Give only the number of lines in the data that include the string "styled".

*RECORDED DATA*.
◆ ◆ ◆ ◆ ◆
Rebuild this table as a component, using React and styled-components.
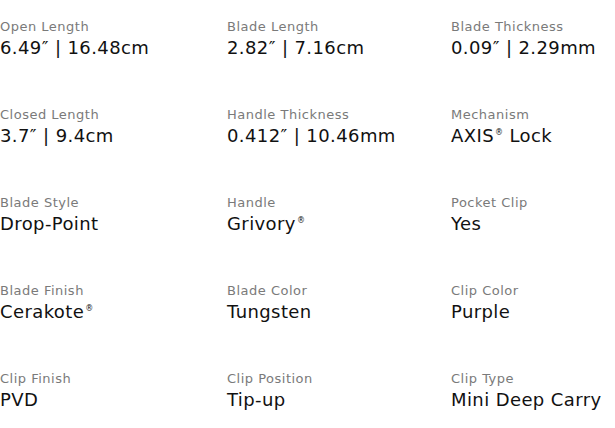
import React from "react";
import styled, { createGlobalStyle } from "styled-components";

const GlobalStyle = createGlobalStyle`
  html, body {
    margin: 0;
    padding: 0;
    background: #fff;
  }
  body {
    font-family: "DejaVu Sans", "Liberation Sans", sans-serif;
    -webkit-font-smoothing: antialiased;
  }
`;

const SpecGrid = styled.dl`
  display: grid;
  grid-template-columns: 227px 224px 1fr;
  grid-template-rows: repeat(4, 88px) auto;
  margin: 0;
  padding: 18px 0 0 0;
`;

const Spec = styled.div`
  display: flex;
  flex-direction: column;
`;

const Label = styled.dt`
  font-size: 13px;
  line-height: 18px;
  letter-spacing: 0.5px;
  color: #7a7a7a;
  margin: 0;
`;

const Value = styled.dd`
  font-size: 18px;
  line-height: 22px;
  letter-spacing: 0.4px;
  color: #111;
  margin: 1px 0 0 0;
  white-space: nowrap;
`;

const Reg = styled.sup`
  font-size: 8px;
  vertical-align: 7px;
  line-height: 0;
  margin-left: 1px;
`;

const specs = [
  ["Open Length", "6.49″ | 16.48cm"],
  ["Blade Length", "2.82″ | 7.16cm"],
  ["Blade Thickness", "0.09″ | 2.29mm"],
  ["Closed Length", "3.7″ | 9.4cm"],
  ["Handle Thickness", "0.412″ | 10.46mm"],
  ["Mechanism", <>AXIS<Reg>®</Reg> Lock</>],
  ["Blade Style", "Drop-Point"],
  ["Handle", <>Grivory<Reg>®</Reg></>],
  ["Pocket Clip", "Yes"],
  ["Blade Finish", <>Cerakote<Reg>®</Reg></>],
  ["Blade Color", "Tungsten"],
  ["Clip Color", "Purple"],
  ["Clip Finish", "PVD"],
  ["Clip Position", "Tip-up"],
  ["Clip Type", "Mini Deep Carry"],
];

const App = () => {
  return (
    <>
      <GlobalStyle />
      <SpecGrid>
        {specs.map(([label, value]) => (
          <Spec key={label}>
            <Label>{label}</Label>
            <Value>{value}</Value>
          </Spec>
        ))}
      </SpecGrid>
    </>
  );
};

export default App;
◆ ◆ ◆ ◆ ◆
*REPLY*. 7